The Wright Way - or the Wrong Way?
The world can't get it together to stop the Syrian conflict or halt global warming, but everyone seems to be united in hatred of Ben Elton's new sitcom "The Wright Way". Among the critics' comments were "Unmitigated horror" and "fully deserved its graveyard slot in the schedule". Even the Radio Times slated it for being old-fashioned and sexist - adjectives which would have horrified Ben Elton twenty years ago.
Sorry folks, but I thought it was OK. The plots intertwined and cracked along quite nicely, there was some nice visual comedy with the tap which only spouts when pressure is exerted (they drive me mad as well), the routine in which Gerald Wright has to keep returning to the apathetic salesgirl to get his scarf built well and had me chuckling. And Wright's character, though far from being a David Brent sitcom monster of genius, is a competently drawn and amusing study of someone who can't handle the world not going all his way.
That's the word - competent. "The Wright Way" was efficiently put together. It was well paced. There were set pieces at the right times. There were at least four or five gags per minute, ranging from the good-ish to the lame. There was a good mix of characters..... and so on. If a new police procedural thriller was reviewed as "competently written", that would pass as a good notice.
Not so a comedy. If a sitcom is deemed to be old-fashioned or harking back (perish the thought!) to the 70s, to be a bit sitcom-ish, with too many gags or broad generic characters, critics and punters react as if the writer had suggested that paedophilia is actually quite a good idea. Being well-made is almost part of the insult. If a singer performs in the style of 30 years ago, it's charmingly retro. If a sitcom seems as if it was made in 1975, it's an unmitigated horror.

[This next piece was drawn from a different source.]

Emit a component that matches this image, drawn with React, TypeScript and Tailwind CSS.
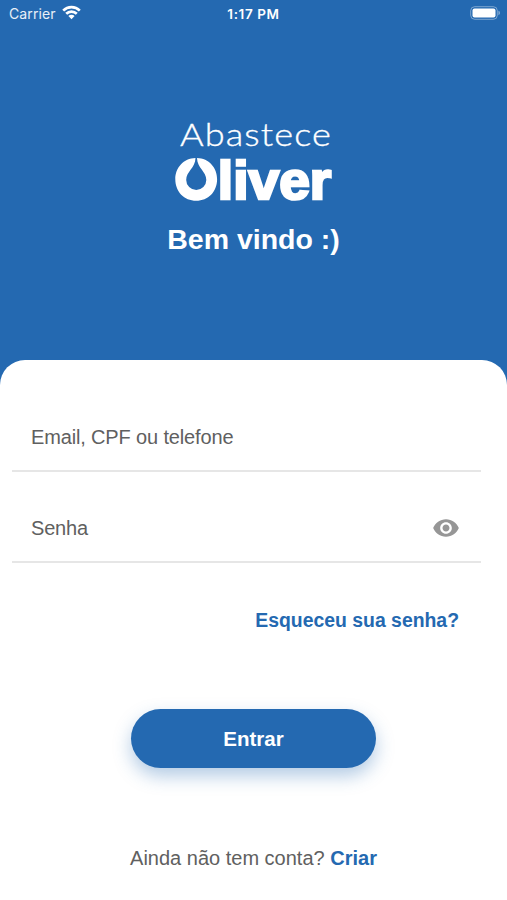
import { useState } from "react";

function StatusBar() {
  return (
    <div className="grid h-7 grid-cols-3 items-center pl-[9px] pr-[6px] text-white">
      <div className="flex items-center gap-[6px]">
        <span className="font-['Inter'] text-[14px] leading-7 tracking-[0.1px] text-white/90">Carrier</span>
        <svg className="-mt-[3px]" width="19" height="15" viewBox="0 0 19 15" fill="none" stroke="currentColor" strokeWidth="2.7">
          <path d="M1.2 5.6a11.8 11.8 0 0 1 16.6 0" />
          <path d="M4.2 8.8a7.6 7.6 0 0 1 10.6 0" />
          <path d="M9.5 14.2 6.4 11a4.4 4.4 0 0 1 6.2 0Z" fill="currentColor" stroke="none" />
        </svg>
      </div>
      <span className="-ml-[3px] text-center font-['Inter'] text-[13.5px] font-semibold leading-7 tracking-[0.6px]">1:17 PM</span>
      <svg className="-mt-[2px] justify-self-end" width="31" height="14" viewBox="0 0 31 14">
        <rect x="0.7" y="0.7" width="26.6" height="12.6" rx="4" fill="none" stroke="#fff" strokeOpacity="0.4" />
        <rect x="2.5" y="2.5" width="23" height="9" rx="2" fill="#fff" />
        <path d="M28.5 4.8c1.8.6 1.8 3.8 0 4.4Z" fill="#fff" fillOpacity="0.5" />
      </svg>
    </div>
  );
}

function Logo() {
  return (
    <svg className="overflow-visible" width="160" height="86" viewBox="0 0 160 86" fill="#fff">
      <text
        x="6"
        y="27.5"
        textLength="152"
        lengthAdjust="spacingAndGlyphs"
        className="font-['Lato'] text-[32px] font-light tracking-[1px]"
        stroke="#fff"
        strokeWidth="0.35"
      >
        Abastece
      </text>
      {/* "O" com a gota no centro */}
      <path d="M21.500 40C9.500 40.400 1.300 49.600 1.300 61.200c0 12.400 8.800 21.500 20.900 21.500S43.100 73.600 43.100 61.200C43.100 49.600 35 40.400 23 40c.2 10.200 9.300 13.400 9.300 21.900a10.050 10.050 0 0 1-20.100 0c0-8.500 9.100-11.700 9.300-21.900Z" />
      <text
        x="43.8"
        y="80.5"
        textLength="113.5"
        lengthAdjust="spacingAndGlyphs"
        className="text-[53px] font-bold"
        stroke="#fff"
        strokeWidth="2.600"
      >
        liver
      </text>
    </svg>
  );
}

export default function App() {
  const [visible, setVisible] = useState(false);

  return (
    <div className="flex h-[900px] w-full flex-col overflow-hidden bg-[#2469b1] font-['Liberation_Sans',sans-serif]">
      <StatusBar />

      <header className="flex h-[332px] shrink-0 flex-col items-center pt-[90px]">
        <Logo />
        <h1 className="mt-[17px] text-[28.5px] font-bold leading-9 text-white">Bem vindo :)</h1>
      </header>

      <main className="flex flex-1 flex-col rounded-t-[25px] bg-white">
        <div className="ml-3 mr-[26px] mt-11 flex h-[68px] items-center border-b-2 border-[#e6e6e6] px-[19px]">
          <input
            className="-mt-px w-full text-[20px] tracking-[-0.15px] text-[#606060] outline-none placeholder:text-[#606060] placeholder:opacity-100"
            placeholder="Email, CPF ou telefone"
          />
        </div>
        <div className="ml-3 mr-[26px] mt-[23px] flex h-[68px] items-center border-b-2 border-[#e6e6e6] pl-[19px] pr-[21px]">
          <input
            type={visible ? "text" : "password"}
            className="-mt-px min-w-0 flex-1 text-[20px] tracking-[-0.2px] text-[#606060] outline-none placeholder:text-[#606060] placeholder:opacity-100"
            placeholder="Senha"
          />
          <button type="button" aria-label="Mostrar senha" className="-mt-px" onClick={() => setVisible(!visible)}>
            <svg width="28" height="28" viewBox="0 0 24 24" fill="#969696">
              <path d="M12 4.500C7 4.500 2.730 7.610 1 12c1.730 4.390 6 7.500 11 7.500s9.270-3.110 11-7.500c-1.730-4.390-6-7.500-11-7.500zM12 17c-2.760 0-5-2.240-5-5s2.240-5 5-5 5 2.240 5 5-2.240 5-5 5zm0-8c-1.660 0-3 1.340-3 3s1.340 3 3 3 3-1.340 3-3-1.340-3-3-3z" />
            </svg>
          </button>
        </div>

        <a href="#" className="mr-12 mt-[43px] self-end text-[19.4px] font-bold leading-7 text-[#2469b1]">
          Esqueceu sua senha?
        </a>

        <button
          type="button"
          className="mt-[75px] h-[59px] w-[245px] self-center rounded-full bg-[#2469b1] pt-[2px] text-[20.5px] font-bold text-white shadow-[0_8px_18px_rgba(36,105,177,0.35)]"
        >
          Entrar
        </button>

        <p className="mt-[76px] text-center text-[20px] leading-7 text-[#606060]">
          Ainda não tem conta?{" "}
          <a href="#" className="font-bold text-[#2469b1]">
            Criar
          </a>
        </p>
      </main>
    </div>
  );
}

There's lots wrong with "The Wright Way". The young characters are a cliche based on a cliche (constant repetitions of "yeah, like, totally" won't win Elton any awards for best-observed contemporary dialogue). Too often gag was piled on gag to throw any credibility out of the window. That's something good 70s sitcoms never did. I can see why he included all the characters in Wright's office, but they were so thinly drawn that you could virtually see the actors puffing out their cheeks to make themselves feel present.
I'll probably catch up with Gerald Wright again, but I won't watch every episode. The only sitcom really lighting my fire at the moment is "Parks and Recreation": sweet, real, of the moment and just bloody funny.